#### Your instructions:
Give back the full listing verbatim, apart from its images.

[Recorded data]

===

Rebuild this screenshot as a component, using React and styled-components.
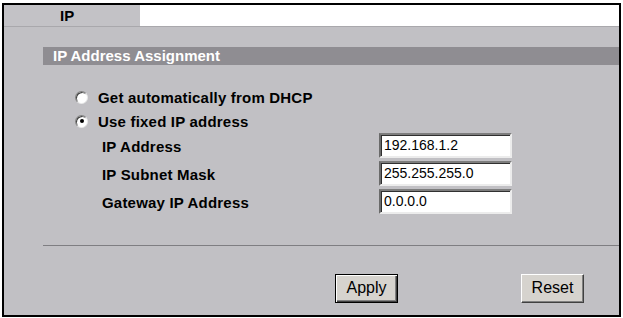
import React from 'react'
import styled, { createGlobalStyle } from 'styled-components'

const GlobalStyle = createGlobalStyle`
  html, body {
    margin: 0;
    padding: 0;
    background: #fff;
  }
  body {
    font-family: "Liberation Sans", Arial, sans-serif;
  }
`

const Frame = styled.div`
  box-sizing: border-box;
  margin: 3px 2px 0 2px;
  height: 314px;
  border: 2px solid #000;
  background: #c1c0c4;
  display: flex;
  flex-direction: column;
`

const TabBar = styled.div`
  display: flex;
  height: 21px;
  border-bottom: 1px solid #a9a8ac;
`

const Tab = styled.div`
  width: 136px;
  padding-left: 56px;
  box-sizing: border-box;
  background: #c3c2c6;
  font-weight: bold;
  font-size: 15px;
  line-height: 21px;
  color: #000;
`

const TabFill = styled.div`
  flex: 1;
  background: #fff;
`

const Body = styled.div`
  flex: 1;
  display: flex;
  flex-direction: column;
`

const SectionBar = styled.div`
  margin: 20px 0 0 39px;
  height: 18px;
  padding-left: 10px;
  background: #8f8d92;
  color: #fff;
  font-weight: bold;
  font-size: 15px;
  line-height: 18px;
`

const Options = styled.div`
  margin-top: 20px;
  padding-left: 71px;
  display: flex;
  flex-direction: column;
`

const RadioRow = styled.label`
  display: flex;
  align-items: center;
  height: 24px;
  gap: 10px;
  font-weight: bold;
  font-size: 15px;
  letter-spacing: 0.2px;
  color: #000;
`

const RadioDot = styled.span`
  box-sizing: border-box;
  width: 13px;
  height: 13px;
  border-radius: 50%;
  background: #fff;
  border: 1px solid;
  border-color: #808080 #e8e8e8 #e8e8e8 #808080;
  box-shadow: inset 1px 1px 0 #404040;
  display: flex;
  align-items: center;
  justify-content: center;
  &::after {
    content: '';
    width: 4px;
    height: 4px;
    border-radius: 50%;
    background: ${p => (p.checked ? '#000' : 'transparent')};
  }
`

const Fields = styled.div`
  display: flex;
  flex-direction: column;
  gap: 3px;
  padding-left: 27px;
`

const FieldRow = styled.div`
  display: flex;
  align-items: center;
  height: 25px;
`

const FieldLabel = styled.span`
  width: 277px;
  padding-top: 2px;
  font-weight: bold;
  font-size: 15px;
  letter-spacing: 0.2px;
  color: #000;
`

const TextBox = styled.div`
  box-sizing: border-box;
  width: 133px;
  height: 25px;
  background: #fff;
  border: 2px solid;
  border-color: #7d7d7d #ececec #ececec #6a6a6a;
  box-shadow: inset 1px 1px 0 #303030;
  padding: 0 0 0 3px;
  font-size: 14px;
  line-height: 21px;
  color: #000;
`

const Separator = styled.hr`
  margin: 31px 0 0 39px;
  border: none;
  border-top: 1px solid #7f7e82;
  height: 0;
`

const ButtonRow = styled.div`
  display: flex;
  margin-top: 28px;
  padding-left: 331px;
  gap: 123px;
`

const Button = styled.div`
  box-sizing: border-box;
  width: 63px;
  height: 29px;
  background: #d6d3ce;
  border: 1px solid;
  border-color: ${p => (p.primary ? '#000' : '#fff #404040 #404040 #fff')};
  box-shadow: ${p =>
    p.primary
      ? 'inset 1px 1px 0 #fff, inset -1px -1px 0 #404040, inset -2px -2px 0 #808080'
      : 'inset -1px -1px 0 #808080'};
  font-size: 16px;
  line-height: 26px;
  text-align: center;
  color: #000;
`

const fields = [
  { label: 'IP Address', value: '192.168.1.2' },
  { label: 'IP Subnet Mask', value: '255.255.255.0' },
  { label: 'Gateway IP Address', value: '0.0.0.0' },
]

export default function App() {
  return (
    <>
      <GlobalStyle />
      <Frame>
        <TabBar>
          <Tab>IP</Tab>
          <TabFill />
        </TabBar>
        <Body>
          <SectionBar>IP Address Assignment</SectionBar>
          <Options>
            <RadioRow>
              <RadioDot />
              Get automatically from DHCP
            </RadioRow>
            <RadioRow>
              <RadioDot checked />
              Use fixed IP address
            </RadioRow>
            <Fields>
              {fields.map(f => (
                <FieldRow key={f.label}>
                  <FieldLabel>{f.label}</FieldLabel>
                  <TextBox>{f.value}</TextBox>
                </FieldRow>
              ))}
            </Fields>
          </Options>
          <Separator />
          <ButtonRow>
            <Button primary>Apply</Button>
            <Button>Reset</Button>
          </ButtonRow>
        </Body>
      </Frame>
    </>
  )
}
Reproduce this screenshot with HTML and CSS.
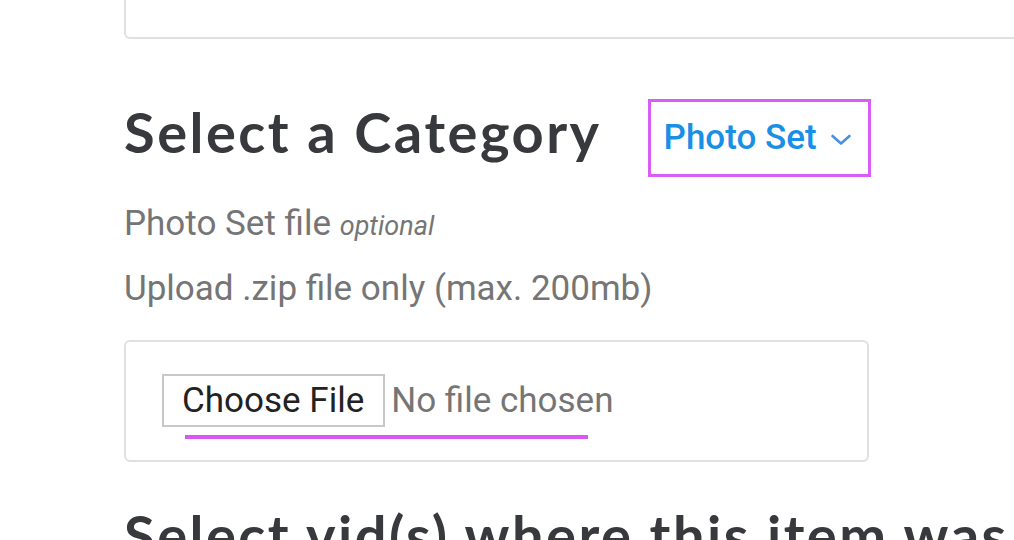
FILE: index.html
```html
<!DOCTYPE html>
<html>
<head>
<meta charset="utf-8">
<link rel="stylesheet" href="styles.css">
</head>
<body>
<div class="page">
  <div class="card-top"></div>
  <div class="cat-row">
    <h2 class="heading">Select a Category</h2>
    <div class="dropdown">
      <span class="dd-label">Photo Set</span>
      <svg class="chev" width="22" height="12" viewBox="0 0 22 12"><path d="M2.5 2 L11 9.5 L19.5 2" fill="none" stroke="#4a90e2" stroke-width="2.6" stroke-linecap="round" stroke-linejoin="round"/></svg>
    </div>
  </div>
  <p class="label">Photo Set file <em>optional</em></p>
  <p class="hint">Upload .zip file only (max. 200mb)</p>
  <div class="file-box">
    <div class="file-input">
      <span class="btn">Choose File</span>
      <span class="nofile">No file chosen</span>
    </div>
    <div class="underline"></div>
  </div>
  <h2 class="heading heading-2">Select vid(s) where this item was used</h2>
</div>
</body>
</html>
```
FILE: styles.css
```css
html, body {
  margin: 0;
  padding: 0;
  background: #fff;
  overflow: hidden;
}
body {
  font-family: Roboto, "Liberation Sans", sans-serif;
}
.page {
  padding-left: 124px;
  width: 1100px;
}
.card-top {
  height: 37px;
  border: 2px solid #e0e0e0;
  border-top: none;
  border-radius: 0 0 6px 6px;
}
.cat-row {
  display: flex;
  align-items: flex-start;
  margin-top: 59px;
}
.heading {
  margin: 0;
  font-family: Lato, "Open Sans", sans-serif;
  font-weight: 700;
  font-size: 56px;
  line-height: 1.2;
  letter-spacing: 2.5px;
  color: #37393c;
  white-space: nowrap;
}
.dropdown {
  margin-top: 1px;
  margin-left: 46px;
  height: 72px;
  border: 3px solid #d95cf6;
  display: flex;
  align-items: center;
  padding: 0 16px 0 13px;
}
.dd-label {
  font-size: 35px;
  font-weight: 500;
  color: #1a8fe6;
  line-height: 72px;
}
.chev {
  margin-left: 13px;
  margin-top: 4px;
}
.label, .hint {
  margin: 0;
  font-size: 35px;
  line-height: 40px;
  color: #757575;
}
.label {
  margin-top: 27px;
}
.label em {
  font-size: 27px;
  line-height: 1;
}
.hint {
  margin-top: 25px;
}
.file-box {
  margin-top: 31px;
  width: 705px;
  border: 2px solid #e0e0e0;
  border-radius: 6px;
  padding: 32px 0 21px 36px;
}
.file-input {
  display: flex;
  align-items: center;
}
.btn {
  display: inline-block;
  border: 2px solid #c8c8c8;
  height: 49px;
  line-height: 49px;
  padding: 0 19px 0 18px;
  font-size: 35px;
  color: #222;
}
.nofile {
  margin-left: 6px;
  font-size: 35px;
  color: #757575;
}
.underline {
  margin-top: 8px;
  margin-left: 23px;
  width: 403px;
  height: 4px;
  background: #d957f5;
}
.heading-2 {
  margin-top: 39px;
}
```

===

#### Exercise response:
Rebuild this screenshot as a component, using React and styled-components.
import React from 'react'
import styled, { createGlobalStyle } from 'styled-components'

const GlobalStyle = createGlobalStyle`
  html, body {
    margin: 0;
    padding: 0;
    background: #fff;
  }
  body {
    font-family: "Liberation Sans", Arial, sans-serif;
  }
`

const Frame = styled.div`
  box-sizing: border-box;
  margin: 3px 2px 0 2px;
  height: 314px;
  border: 2px solid #000;
  background: #c1c0c4;
  display: flex;
  flex-direction: column;
`

const TabBar = styled.div`
  display: flex;
  height: 21px;
  border-bottom: 1px solid #a9a8ac;
`

const Tab = styled.div`
  width: 136px;
  padding-left: 56px;
  box-sizing: border-box;
  background: #c3c2c6;
  font-weight: bold;
  font-size: 15px;
  line-height: 21px;
  color: #000;
`

const TabFill = styled.div`
  flex: 1;
  background: #fff;
`

const Body = styled.div`
  flex: 1;
  display: flex;
  flex-direction: column;
`

const SectionBar = styled.div`
  margin: 20px 0 0 39px;
  height: 18px;
  padding-left: 10px;
  background: #8f8d92;
  color: #fff;
  font-weight: bold;
  font-size: 15px;
  line-height: 18px;
`

const Options = styled.div`
  margin-top: 20px;
  padding-left: 71px;
  display: flex;
  flex-direction: column;
`

const RadioRow = styled.label`
  display: flex;
  align-items: center;
  height: 24px;
  gap: 10px;
  font-weight: bold;
  font-size: 15px;
  letter-spacing: 0.2px;
  color: #000;
`

const RadioDot = styled.span`
  box-sizing: border-box;
  width: 13px;
  height: 13px;
  border-radius: 50%;
  background: #fff;
  border: 1px solid;
  border-color: #808080 #e8e8e8 #e8e8e8 #808080;
  box-shadow: inset 1px 1px 0 #404040;
  display: flex;
  align-items: center;
  justify-content: center;
  &::after {
    content: '';
    width: 4px;
    height: 4px;
    border-radius: 50%;
    background: ${p => (p.checked ? '#000' : 'transparent')};
  }
`

const Fields = styled.div`
  display: flex;
  flex-direction: column;
  gap: 3px;
  padding-left: 27px;
`

const FieldRow = styled.div`
  display: flex;
  align-items: center;
  height: 25px;
`

const FieldLabel = styled.span`
  width: 277px;
  padding-top: 2px;
  font-weight: bold;
  font-size: 15px;
  letter-spacing: 0.2px;
  color: #000;
`

const TextBox = styled.div`
  box-sizing: border-box;
  width: 133px;
  height: 25px;
  background: #fff;
  border: 2px solid;
  border-color: #7d7d7d #ececec #ececec #6a6a6a;
  box-shadow: inset 1px 1px 0 #303030;
  padding: 0 0 0 3px;
  font-size: 14px;
  line-height: 21px;
  color: #000;
`

const Separator = styled.hr`
  margin: 31px 0 0 39px;
  border: none;
  border-top: 1px solid #7f7e82;
  height: 0;
`

const ButtonRow = styled.div`
  display: flex;
  margin-top: 28px;
  padding-left: 331px;
  gap: 123px;
`

const Button = styled.div`
  box-sizing: border-box;
  width: 63px;
  height: 29px;
  background: #d6d3ce;
  border: 1px solid;
  border-color: ${p => (p.primary ? '#000' : '#fff #404040 #404040 #fff')};
  box-shadow: ${p =>
    p.primary
      ? 'inset 1px 1px 0 #fff, inset -1px -1px 0 #404040, inset -2px -2px 0 #808080'
      : 'inset -1px -1px 0 #808080'};
  font-size: 16px;
  line-height: 26px;
  text-align: center;
  color: #000;
`

const fields = [
  { label: 'IP Address', value: '192.168.1.2' },
  { label: 'IP Subnet Mask', value: '255.255.255.0' },
  { label: 'Gateway IP Address', value: '0.0.0.0' },
]

export default function App() {
  return (
    <>
      <GlobalStyle />
      <Frame>
        <TabBar>
          <Tab>IP</Tab>
          <TabFill />
        </TabBar>
        <Body>
          <SectionBar>IP Address Assignment</SectionBar>
          <Options>
            <RadioRow>
              <RadioDot />
              Get automatically from DHCP
            </RadioRow>
            <RadioRow>
              <RadioDot checked />
              Use fixed IP address
            </RadioRow>
            <Fields>
              {fields.map(f => (
                <FieldRow key={f.label}>
                  <FieldLabel>{f.label}</FieldLabel>
                  <TextBox>{f.value}</TextBox>
                </FieldRow>
              ))}
            </Fields>
          </Options>
          <Separator />
          <ButtonRow>
            <Button primary>Apply</Button>
            <Button>Reset</Button>
          </ButtonRow>
        </Body>
      </Frame>
    </>
  )
}
Reproduce this screenshot with HTML and CSS.
FILE: index.html
```html
<!DOCTYPE html>
<html>
<head>
<meta charset="utf-8">
<link rel="stylesheet" href="styles.css">
</head>
<body>
<div class="page">
  <div class="card-top"></div>
  <div class="cat-row">
    <h2 class="heading">Select a Category</h2>
    <div class="dropdown">
      <span class="dd-label">Photo Set</span>
      <svg class="chev" width="22" height="12" viewBox="0 0 22 12"><path d="M2.5 2 L11 9.5 L19.5 2" fill="none" stroke="#4a90e2" stroke-width="2.6" stroke-linecap="round" stroke-linejoin="round"/></svg>
    </div>
  </div>
  <p class="label">Photo Set file <em>optional</em></p>
  <p class="hint">Upload .zip file only (max. 200mb)</p>
  <div class="file-box">
    <div class="file-input">
      <span class="btn">Choose File</span>
      <span class="nofile">No file chosen</span>
    </div>
    <div class="underline"></div>
  </div>
  <h2 class="heading heading-2">Select vid(s) where this item was used</h2>
</div>
</body>
</html>
```
FILE: styles.css
```css
html, body {
  margin: 0;
  padding: 0;
  background: #fff;
  overflow: hidden;
}
body {
  font-family: Roboto, "Liberation Sans", sans-serif;
}
.page {
  padding-left: 124px;
  width: 1100px;
}
.card-top {
  height: 37px;
  border: 2px solid #e0e0e0;
  border-top: none;
  border-radius: 0 0 6px 6px;
}
.cat-row {
  display: flex;
  align-items: flex-start;
  margin-top: 59px;
}
.heading {
  margin: 0;
  font-family: Lato, "Open Sans", sans-serif;
  font-weight: 700;
  font-size: 56px;
  line-height: 1.2;
  letter-spacing: 2.5px;
  color: #37393c;
  white-space: nowrap;
}
.dropdown {
  margin-top: 1px;
  margin-left: 46px;
  height: 72px;
  border: 3px solid #d95cf6;
  display: flex;
  align-items: center;
  padding: 0 16px 0 13px;
}
.dd-label {
  font-size: 35px;
  font-weight: 500;
  color: #1a8fe6;
  line-height: 72px;
}
.chev {
  margin-left: 13px;
  margin-top: 4px;
}
.label, .hint {
  margin: 0;
  font-size: 35px;
  line-height: 40px;
  color: #757575;
}
.label {
  margin-top: 27px;
}
.label em {
  font-size: 27px;
  line-height: 1;
}
.hint {
  margin-top: 25px;
}
.file-box {
  margin-top: 31px;
  width: 705px;
  border: 2px solid #e0e0e0;
  border-radius: 6px;
  padding: 32px 0 21px 36px;
}
.file-input {
  display: flex;
  align-items: center;
}
.btn {
  display: inline-block;
  border: 2px solid #c8c8c8;
  height: 49px;
  line-height: 49px;
  padding: 0 19px 0 18px;
  font-size: 35px;
  color: #222;
}
.nofile {
  margin-left: 6px;
  font-size: 35px;
  color: #757575;
}
.underline {
  margin-top: 8px;
  margin-left: 23px;
  width: 403px;
  height: 4px;
  background: #d957f5;
}
.heading-2 {
  margin-top: 39px;
}
```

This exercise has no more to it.